True, confidence interval referes to the population.

(e) A 90% confidence interval would be narrower than the 95% confidence interval since we don't need to be as sure about our estimate.

True, A 90% confidence interval would be narrower than the 95% confidence interval.

(f) In order to decrease the margin of error of a 95% confidence interval to a third of what it is now, we would need to use a sample 3 times larger.

False, a sample size of 9 times bigger would be needed.

(g) The margin of error is 4.4.

True,(89.11-80.31)/2=4.4.

# 4.24 Gifted children, Part I.

(a)Are conditions for inference satisfied?

Yes,the sample size is above the minimum of 30 which would mean distribution is normal.

(b) Suppose you read online that children first count to 10 successfully when they are 32 months old, on average. Perform a hypothesis test to evaluate if these data provide convincing evidence that the average age at which gifted children first count to 10 successfully is less than the general average of 32 months. Use a significance level of 0.10.
z <- (30.69-32)/(4.31/6)
p <- 2*pnorm(z)
p
## [1] 0.0682026
(c) Interpret the p-value in context of the hypothesis test and the data.

The null hypothesis can be rejected since p is less than .10.

(d) Calculate a 90% confidence interval for the average age at which gifted children first count to 10 successfully.
lv<- 30.69 - 1.645*(4.31/6)
uv<- 30.69 + 1.645*(4.31/6)
c(lv, uv)
## [1] 29.50834 31.87166
(e) Do your results from the hypothesis test and the confidence interval agree? Explain.

yes, both agree. They both support evidence that that gift children can count to 10 between 29.5 and 31.9 months.

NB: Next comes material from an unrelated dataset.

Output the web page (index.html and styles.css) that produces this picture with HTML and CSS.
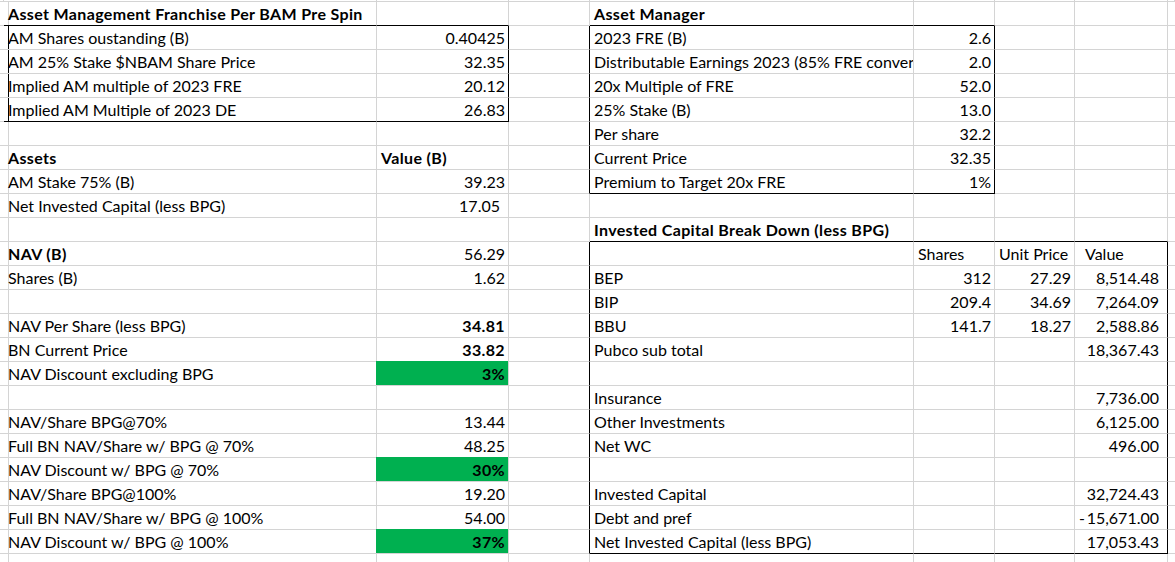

# 4.26 Gifted children, Part II.

(a) Perform a hypothesis test to evaluate if these data provide convincing evidence that the average IQ of mothers of gifted children is different than the average IQ for the population at large,

which is 100. Use a significance level of 0.10.

z <- (118.2-100)/(6.5/6)
p <- 2*pnorm(-abs(z))
p
## [1] 2.44044e-63
(b) Calculate a 90% confidence interval for the average IQ of mothers of gifted children.
lv <- 118.2 - 1.645*(6.5/6)
uv <- 118.2 + 1.645*(6.5/6)
c(lv, uv)
## [1] 116.4179 119.9821
(c) Do your results from the hypothesis test and the confidence interval agree? Explain.

Yes,90% certain the average IQ of mothers of gifted children is between 116.4125 and 119.9875

# 4.34 CLT

Define the term “sampling distribution” of the mean, and describe how the shape, center, and spread of the sampling distribution of the mean change as sample size increases. The “sampling distribution” is the distribution of sample means, which resembles the normal distribution. As the sample increases, the center moves closer to the population mean, and the spread becomes narrower.

# 4.40 CFLBs.

(a) What is the probability that a randomly chosen light bulb lasts more than 10,500 hours?
p <- (1 - pnorm(10500, mean = 9000, sd = 1000))
p
## [1] 0.0668072
(b) Describe the distribution of the mean lifespan of 15 light bulbs.

The distribution is not normal since a sample siz of 15 is a small.

lb <- rnorm(15 ,mean = 9000, sd = 1000)
hist(lb)

(c) What is the probability that the mean lifespan of 15 randomly chosen light bulbs is more than 10,500 hours?
Z <- (10500-9000)/(1000/15^0.5)
1 - pnorm(Z)
## [1] 3.133452e-09
(d) Sketch the two distributions (population and sampling) on the same scale.
pop <- rnorm(1000, 9000, 1000)
hist(pop)
box()
(e) Could you estimate the probabilities from parts (a) and (c) if the lifespans of light bulbs had a skewed distribution?